Routing and Processing of Lactase-Phlorizin Hydrolase in Transfected Caco-2 Cells

1998 
Abstract Human lactase-phlorizin hydrolase (LPH) is a digestive enzyme that is expressed in the small intestinal brush-border membrane. After terminal glycosylation in the Golgi apparatus, the 230-kDa pro-LPH is cleaved into the 160-kDa brush-border LPHβ and the 100-kDa profragment (LPHα). Since LPHβ is not transport-competent when it is expressed separately from LPHα in COS-1 cells, it was suggested that LPHα functions as an intramolecular chaperone.

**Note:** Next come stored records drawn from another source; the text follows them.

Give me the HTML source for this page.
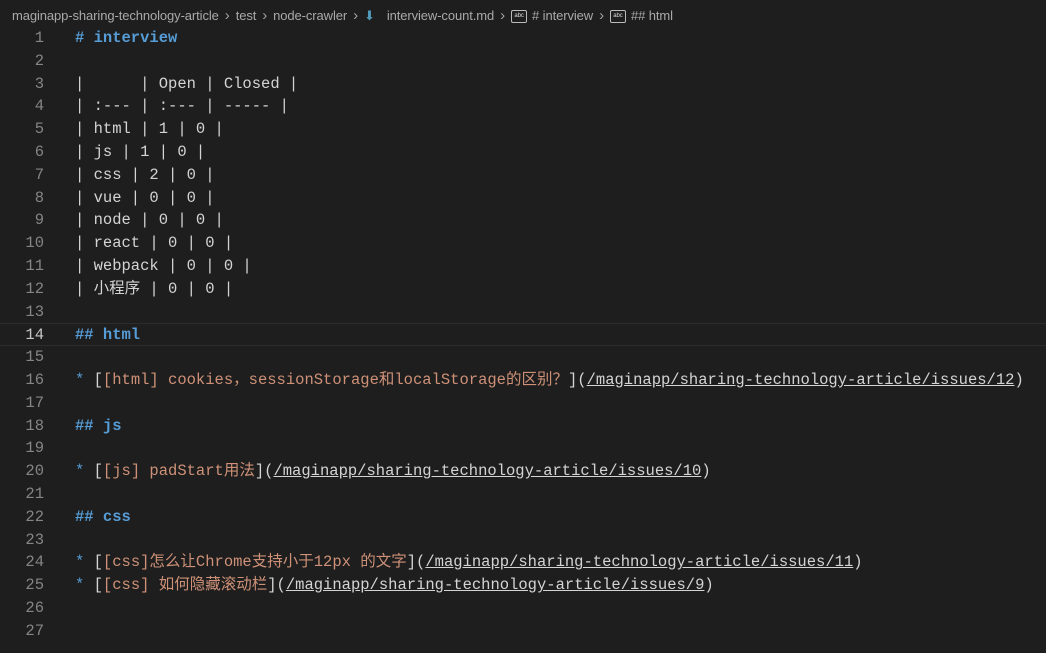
<!DOCTYPE html>
<html><head><meta charset="utf-8"><style>
html,body{margin:0;padding:0;background:#1e1e1e;width:1046px;height:653px;overflow:hidden}
.bc{position:absolute;top:0;left:0;height:30px;width:1046px;font:13px "Liberation Sans",sans-serif;color:#a9a9a9;line-height:31px;padding-left:12px;white-space:nowrap;letter-spacing:-0.1px}
.bc .s{margin:0 6px;color:#a0a0a0;font-size:15px}
.ab{display:inline-block;width:14px;height:11px;border:1px solid #bbb;border-radius:2px;font-size:6px;line-height:11px;text-align:center;vertical-align:middle;margin-right:5px;color:#ddd}
.ed{position:absolute;top:27px;left:0;font:15.5px "Liberation Mono","Noto Sans CJK SC",monospace;}
.l{height:22.8px;line-height:22.8px;position:relative;white-space:pre;color:#d4d4d4}
.n{position:absolute;left:0;width:44px;text-align:right;color:#858585}
.t{position:absolute;left:75px}
.cur{border-top:1px solid #2c2c2c;border-bottom:1px solid #2c2c2c;box-sizing:border-box;width:1046px}
.cur .n{color:#c6c6c6}
.h{color:#569cd6;font-weight:bold}
.o{color:#ce9178}
.u{text-decoration:underline}
.b{color:#569cd6}
</style></head><body>
<div class="bc">maginapp-sharing-technology-article<span class="s">›</span>test<span class="s">›</span>node-crawler<span class="s">›</span><span style="color:#519aba;margin-right:12px">⬇</span>interview-count.md<span class="s">›</span><span class="ab">abc</span># interview<span class="s">›</span><span class="ab">abc</span>## html</div>
<div class="ed">
<div class="l"><span class="n">1</span><span class="t h"># interview</span></div>
<div class="l"><span class="n">2</span></div>
<div class="l"><span class="n">3</span><span class="t">|      | Open | Closed |</span></div>
<div class="l"><span class="n">4</span><span class="t">| :--- | :--- | ----- |</span></div>
<div class="l"><span class="n">5</span><span class="t">| html | 1 | 0 |</span></div>
<div class="l"><span class="n">6</span><span class="t">| js | 1 | 0 |</span></div>
<div class="l"><span class="n">7</span><span class="t">| css | 2 | 0 |</span></div>
<div class="l"><span class="n">8</span><span class="t">| vue | 0 | 0 |</span></div>
<div class="l"><span class="n">9</span><span class="t">| node | 0 | 0 |</span></div>
<div class="l"><span class="n">10</span><span class="t">| react | 0 | 0 |</span></div>
<div class="l"><span class="n">11</span><span class="t">| webpack | 0 | 0 |</span></div>
<div class="l"><span class="n">12</span><span class="t">| 小程序 | 0 | 0 |</span></div>
<div class="l"><span class="n">13</span></div>
<div class="l cur"><span class="n">14</span><span class="t h">## html</span></div>
<div class="l"><span class="n">15</span></div>
<div class="l"><span class="n">16</span><span class="t"><span class="b">*</span> [<span class="o">[html] cookies，sessionStorage和localStorage的区别？</span>](<span class="u">/maginapp/sharing-technology-article/issues/12</span>)</span></div>
<div class="l"><span class="n">17</span></div>
<div class="l"><span class="n">18</span><span class="t h">## js</span></div>
<div class="l"><span class="n">19</span></div>
<div class="l"><span class="n">20</span><span class="t"><span class="b">*</span> [<span class="o">[js] padStart用法</span>](<span class="u">/maginapp/sharing-technology-article/issues/10</span>)</span></div>
<div class="l"><span class="n">21</span></div>
<div class="l"><span class="n">22</span><span class="t h">## css</span></div>
<div class="l"><span class="n">23</span></div>
<div class="l"><span class="n">24</span><span class="t"><span class="b">*</span> [<span class="o">[css]怎么让Chrome支持小于12px 的文字</span>](<span class="u">/maginapp/sharing-technology-article/issues/11</span>)</span></div>
<div class="l"><span class="n">25</span><span class="t"><span class="b">*</span> [<span class="o">[css] 如何隐藏滚动栏</span>](<span class="u">/maginapp/sharing-technology-article/issues/9</span>)</span></div>
<div class="l"><span class="n">26</span></div>
<div class="l"><span class="n">27</span></div>
</div>
</body></html>
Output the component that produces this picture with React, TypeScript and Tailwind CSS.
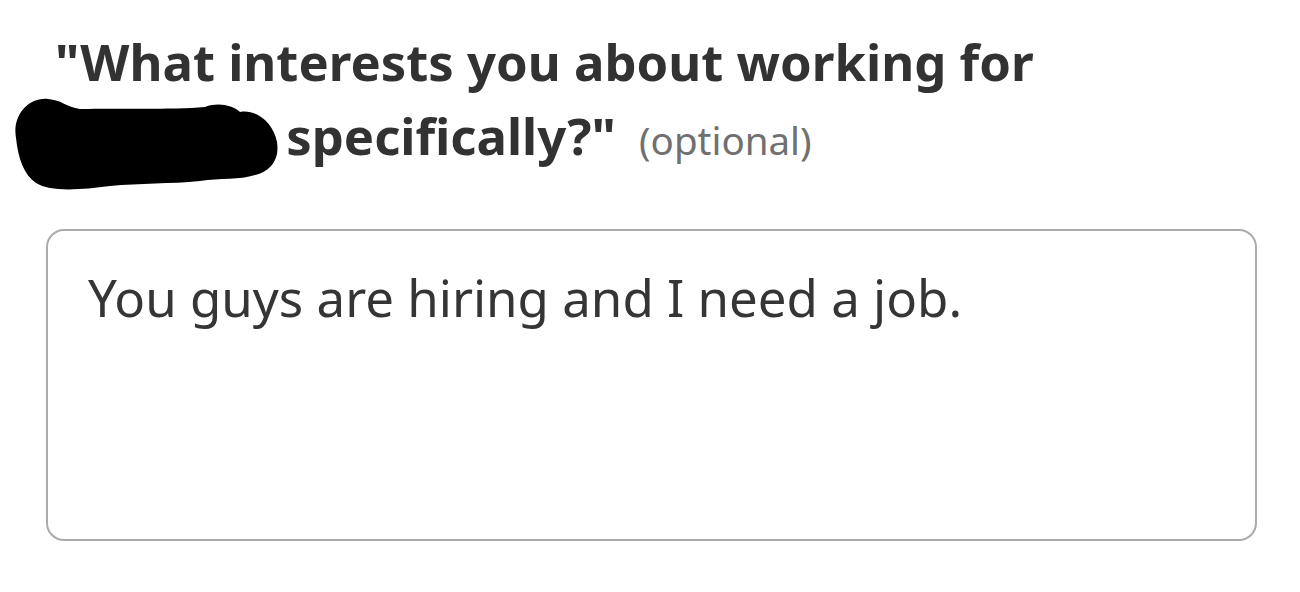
export default function App() {
  return (
    <div
      className="relative w-[1300px] h-[592px] bg-white pt-[25px] pl-[46px]"
      style={{ fontFamily: '"Noto Sans", "Open Sans", sans-serif' }}
    >
      {/* redaction scribble over the company name */}
      <svg className="absolute left-0 top-0" width="300" height="200" viewBox="0 0 300 200">
        <path
          d="M 16 138 C 12 116, 28 97, 48 99 C 62 100, 66 107, 80 109 C 120 108, 170 110, 205 107 C 218 102, 232 105, 240 112 C 256 109, 273 122, 277 142 C 280 162, 268 172, 255 175 C 240 180, 220 178, 200 181 C 170 184, 140 183, 110 186 C 80 190, 50 192, 36 183 C 24 175, 18 158, 16 138 Z"
          fill="#000"
        />
      </svg>

      <div className="pl-[9px] text-[50.8px] leading-[74px] font-bold text-[#323232]">
        <div>"What interests you about working for</div>
        <div>
          <span className="inline-block w-[218px]" /> specifically?"{' '}
          <span className="ml-[10px] text-[38.5px] leading-none font-normal text-[#707070]">(optional)</span>
        </div>
      </div>

      <textarea
        readOnly
        defaultValue="You guys are hiring and I need a job."
        className="mt-[56px] block w-[1211px] h-[312px] resize-none rounded-[18px] border-2 border-[#ababab] bg-white pl-[40px] pt-[31px] text-[51px] leading-[1.4] text-[#353535] outline-none"
        style={{ fontFamily: '"Noto Sans", "Open Sans", sans-serif' }}
      />
    </div>
  )
}
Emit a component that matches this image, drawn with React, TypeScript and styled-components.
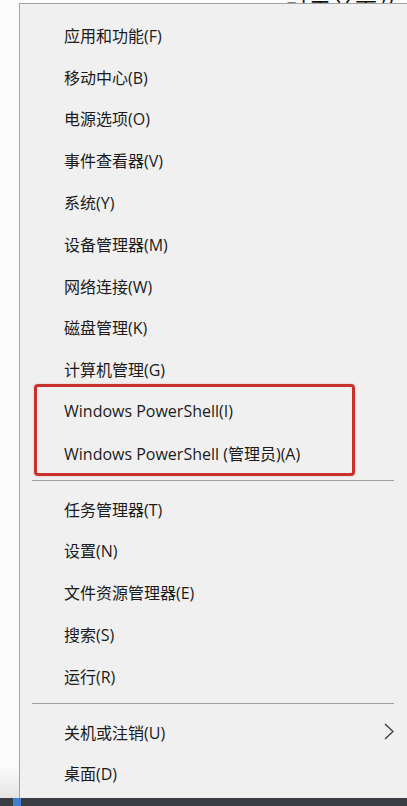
import React from "react";
import styled, { createGlobalStyle } from "styled-components";

const Global = createGlobalStyle`
  html, body { margin: 0; padding: 0; background: #fbfbfb; }
  body { width: 407px; height: 806px; overflow: hidden; }
`;

const Screen = styled.div`
  width: 407px;
  height: 806px;
  display: flex;
  flex-direction: column;
  overflow: hidden;
  background: #fbfbfb;
  font-family: "Open Sans", "Noto Sans CJK SC", sans-serif;
  color: #1b1b1b;
`;

const TopStrip = styled.div`
  height: 3px;
  overflow: hidden;
  display: flex;
  justify-content: flex-end;
  align-items: flex-end;
  padding-right: 6px;
`;

const CutText = styled.span`
  font-family: "Noto Sans CJK SC", sans-serif;
  font-size: 22px;
  line-height: 22px;
  letter-spacing: 1px;
  color: #111;
  transform: translateY(16px);
`;

const Middle = styled.div`
  flex: 1;
  display: flex;
  min-height: 0;
`;

const Gutter = styled.div`
  width: 19px;
  flex: none;
  background: linear-gradient(#fbfbfb 0%, #fbfbfb 96%, #e4e4e4 100%);
`;

const Panel = styled.div`
  width: 395px;
  flex: none;
  background: #f0f0f0;
  border-left: 1px solid #a3a3a3;
  border-top: 1px solid #a3a3a3;
  padding: 10px 0 0 0;
  box-sizing: border-box;
  display: flex;
  flex-direction: column;
`;

const Item = styled.div`
  height: 41.8px;
  flex: none;
  display: flex;
  align-items: center;
  padding-left: 44px;
  padding-right: 20px;
  font-size: 16px;
  white-space: nowrap;
`;

const Label = styled.span`
  flex: 1;
`;

const Separator = styled.div`
  height: 1px;
  background: #a0a0a0;
  margin: 6px 20px 7px 12px;
  flex: none;
`;

const Highlight = styled.div`
  position: relative;
  display: flex;
  flex-direction: column;
  &::after {
    content: "";
    position: absolute;
    left: 14px;
    top: -6px;
    width: 321px;
    bottom: -2px;
    border: 3px solid #c9312c;
    border-radius: 4px;
    box-sizing: border-box;
    box-shadow: 0 0 2px rgba(201, 49, 44, 0.35);
    pointer-events: none;
  }
`;

const Taskbar = styled.div`
  height: 8px;
  flex: none;
  background: #3a3d42;
  display: flex;
  padding-left: 13px;
`;

const TaskIcon = styled.div`
  width: 8px;
  height: 8px;
  background: #3f7fd0;
`;

const Chevron = () => (
  <svg width="10" height="17" viewBox="0 0 10 17" fill="none">
    <polyline points="1,1 9,8.5 1,16" stroke="#333" strokeWidth="1.2" />
  </svg>
);

const group1 = [
  "应用和功能(F)",
  "移动中心(B)",
  "电源选项(O)",
  "事件查看器(V)",
  "系统(Y)",
  "设备管理器(M)",
  "网络连接(W)",
  "磁盘管理(K)",
  "计算机管理(G)",
];
const group2 = [
  "任务管理器(T)",
  "设置(N)",
  "文件资源管理器(E)",
  "搜索(S)",
  "运行(R)",
];

export default function App() {
  return (
    <Screen>
      <Global />
      <TopStrip>
        <CutText>对于前面的</CutText>
      </TopStrip>
      <Middle>
        <Gutter />
        <Panel>
          {group1.map((t) => (
            <Item key={t}>
              <Label>{t}</Label>
            </Item>
          ))}
          <Highlight>
            <Item>
              <Label>Windows PowerShell(I)</Label>
            </Item>
            <Item>
              <Label>Windows PowerShell (管理员)(A)</Label>
            </Item>
          </Highlight>
          <Separator />
          {group2.map((t) => (
            <Item key={t}>
              <Label>{t}</Label>
            </Item>
          ))}
          <Separator />
          <Item>
            <Label>关机或注销(U)</Label>
            <Chevron />
          </Item>
          <Item>
            <Label>桌面(D)</Label>
          </Item>
        </Panel>
      </Middle>
      <Taskbar>
        <TaskIcon />
      </Taskbar>
    </Screen>
  );
}
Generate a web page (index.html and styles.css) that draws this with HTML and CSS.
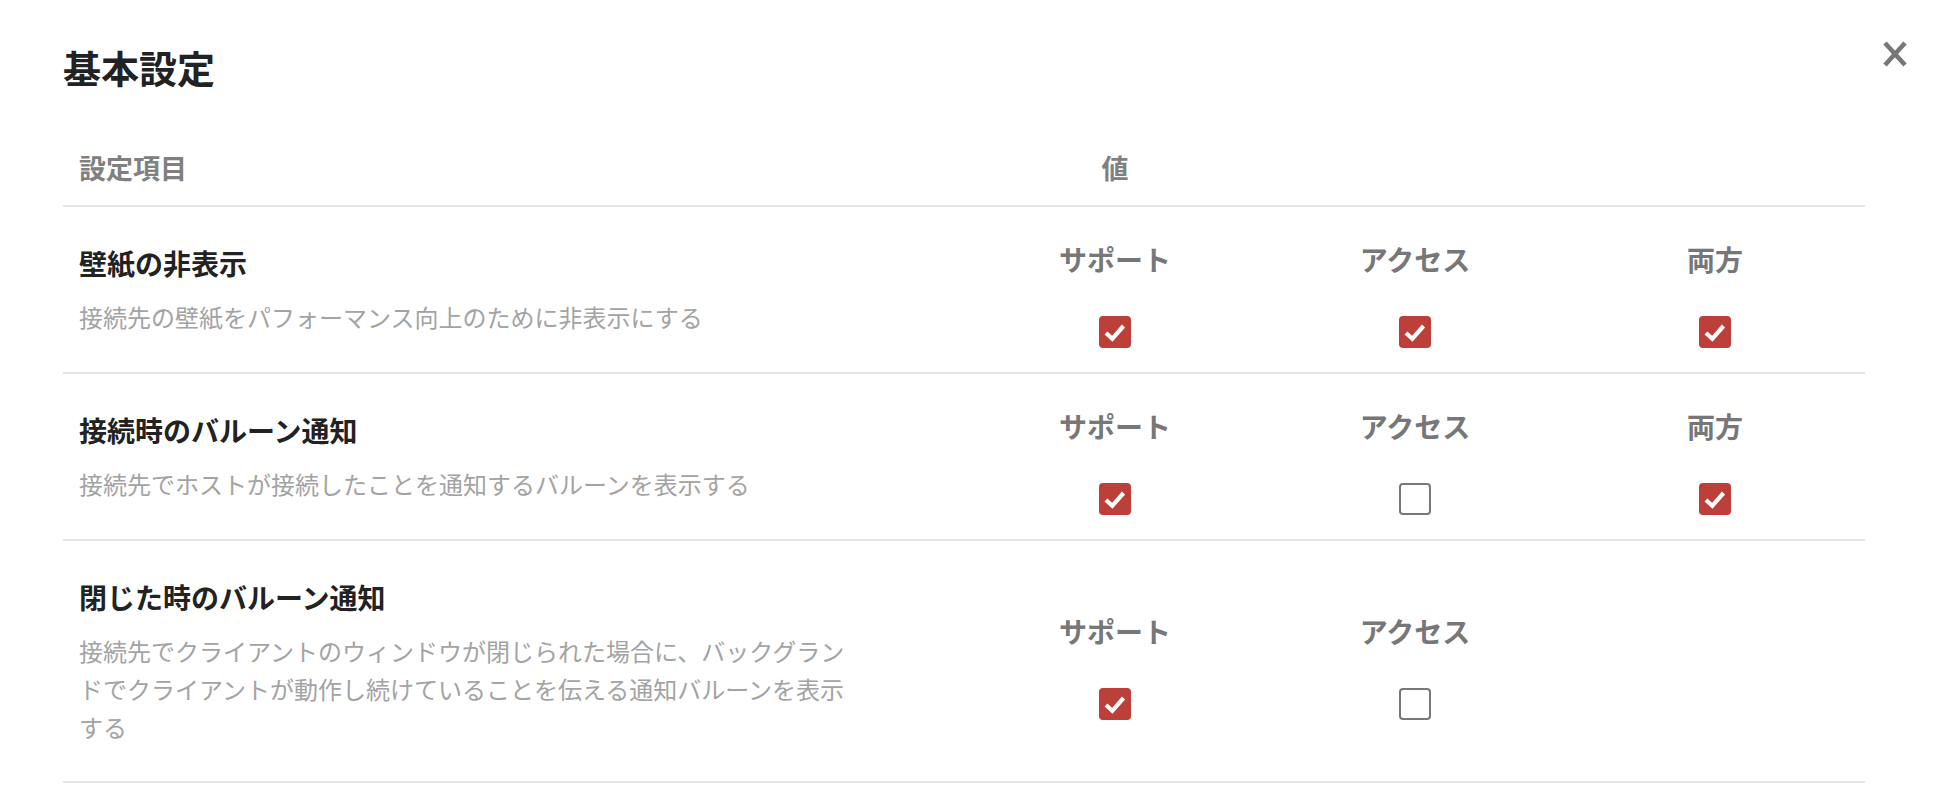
FILE: index.html
```html
<!DOCTYPE html>
<html lang="ja">
<head>
<meta charset="utf-8">
<title>基本設定</title>
<link rel="stylesheet" href="styles.css">
</head>
<body>
<div class="dialog">
  <button class="close" aria-label="閉じる">
    <svg width="24" height="26" viewBox="0 0 24 26"><path d="M2 2 L22 24 M22 2 L2 24" stroke="#777" stroke-width="4.6" fill="none"/></svg>
  </button>
  <h1 class="title">基本設定</h1>
  <div class="table">
    <div class="row head">
      <div class="hcell">設定項目</div>
      <div class="hcell center">値</div>
      <div></div>
      <div></div>
    </div>

    <div class="row">
      <div class="lcell">
        <div class="ltitle">壁紙の非表示</div>
        <div class="ldesc">接続先の壁紙をパフォーマンス向上のために非表示にする</div>
      </div>
      <div class="vcell"><div class="vlabel">サポート</div><span class="cb on"><svg viewBox="0 0 32 32"><path d="M7 17 L13.3 22.8 L24.5 10" stroke="#fff" stroke-width="4.2" fill="none"/></svg></span></div>
      <div class="vcell"><div class="vlabel">アクセス</div><span class="cb on"><svg viewBox="0 0 32 32"><path d="M7 17 L13.3 22.8 L24.5 10" stroke="#fff" stroke-width="4.2" fill="none"/></svg></span></div>
      <div class="vcell"><div class="vlabel">両方</div><span class="cb on"><svg viewBox="0 0 32 32"><path d="M7 17 L13.3 22.8 L24.5 10" stroke="#fff" stroke-width="4.2" fill="none"/></svg></span></div>
    </div>

    <div class="row">
      <div class="lcell">
        <div class="ltitle">接続時のバルーン通知</div>
        <div class="ldesc">接続先でホストが接続したことを通知するバルーンを表示する</div>
      </div>
      <div class="vcell"><div class="vlabel">サポート</div><span class="cb on"><svg viewBox="0 0 32 32"><path d="M7 17 L13.3 22.8 L24.5 10" stroke="#fff" stroke-width="4.2" fill="none"/></svg></span></div>
      <div class="vcell"><div class="vlabel">アクセス</div><span class="cb"></span></div>
      <div class="vcell"><div class="vlabel">両方</div><span class="cb on"><svg viewBox="0 0 32 32"><path d="M7 17 L13.3 22.8 L24.5 10" stroke="#fff" stroke-width="4.2" fill="none"/></svg></span></div>
    </div>

    <div class="row">
      <div class="lcell">
        <div class="ltitle">閉じた時のバルーン通知</div>
        <div class="ldesc">接続先でクライアントのウィンドウが閉じられた場合に、バックグランドでクライアントが動作し続けていることを伝える通知バルーンを表示する</div>
      </div>
      <div class="vcell"><div class="vlabel">サポート</div><span class="cb on"><svg viewBox="0 0 32 32"><path d="M7 17 L13.3 22.8 L24.5 10" stroke="#fff" stroke-width="4.2" fill="none"/></svg></span></div>
      <div class="vcell"><div class="vlabel">アクセス</div><span class="cb"></span></div>
      <div></div>
    </div>
  </div>
</div>
</body>
</html>
```

FILE: styles.css
```css
html, body {
  margin: 0;
  padding: 0;
  background: #fff;
}
body {
  font-family: "Noto Sans CJK JP", "Noto Sans", sans-serif;
  color: #222;
}
.dialog {
  position: relative;
  width: 1957px;
  height: 790px;
  box-sizing: border-box;
  padding: 38px 92px 0 63px;
}
.close {
  position: absolute;
  top: 41px;
  left: 1883px;
  width: 24px;
  height: 26px;
  padding: 0;
  border: 0;
  background: none;
  cursor: pointer;
}
.close svg {
  display: block;
}
.title {
  margin: 0;
  font-size: 38px;
  line-height: 57px;
  font-weight: 700;
  color: #222;
}
.table {
  margin-top: 36px;
  width: 1802px;
}
.row {
  display: grid;
  grid-template-columns: 902px 300px 300px 300px;
  border-bottom: 2px solid #e6e6e6;
}
.hcell {
  padding: 16px 16px;
  font-size: 27px;
  line-height: 42px;
  font-weight: 700;
  color: #808080;
}
.hcell.center {
  text-align: center;
  padding: 16px 0;
}
.lcell {
  align-self: start;
  padding: 35px 16px 35px;
}
.ltitle {
  font-size: 28px;
  line-height: 42px;
  font-weight: 700;
  color: #222;
}
.ldesc {
  margin-top: 14px;
  max-width: 780px;
  font-size: 24px;
  line-height: 38px;
  color: #a3a3a3;
}
.vcell {
  align-self: center;
  display: flex;
  flex-direction: column;
  align-items: center;
  padding: 31px 0 24px;
}
.vlabel {
  font-size: 28px;
  line-height: 42px;
  font-weight: 700;
  color: #777;
}
.cb {
  display: block;
  box-sizing: border-box;
  width: 32px;
  height: 32px;
  margin-top: 36px;
  border: 2.5px solid #777;
  border-radius: 4px;
  background: #fff;
}
.cb.on {
  border: 0;
  background: #bd3f3a;
}
.cb svg {
  display: block;
  width: 32px;
  height: 32px;
}
```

What happens to LPHα after cleavage is still unclear. To analyze and localize LPHα in polarized epithelial cells, wild type and tagged LPH were stably expressed in Caco-2 cells. In tagged LPH, a vesicular stomatitis virus epitope tag was inserted into the LPHα region. Wild type and tagged proteins were processed at similar rates, and both cleaved LPHβ forms were expressed at the apical cell surface. Pro-LPH was recognized by antibodies against LPH, a profragment epitope and the vesicular stomatitis virus tag. LPHα alone, however, could not be recovered by these antibodies. Our data suggest that LPHα is degraded immediately after cleavage.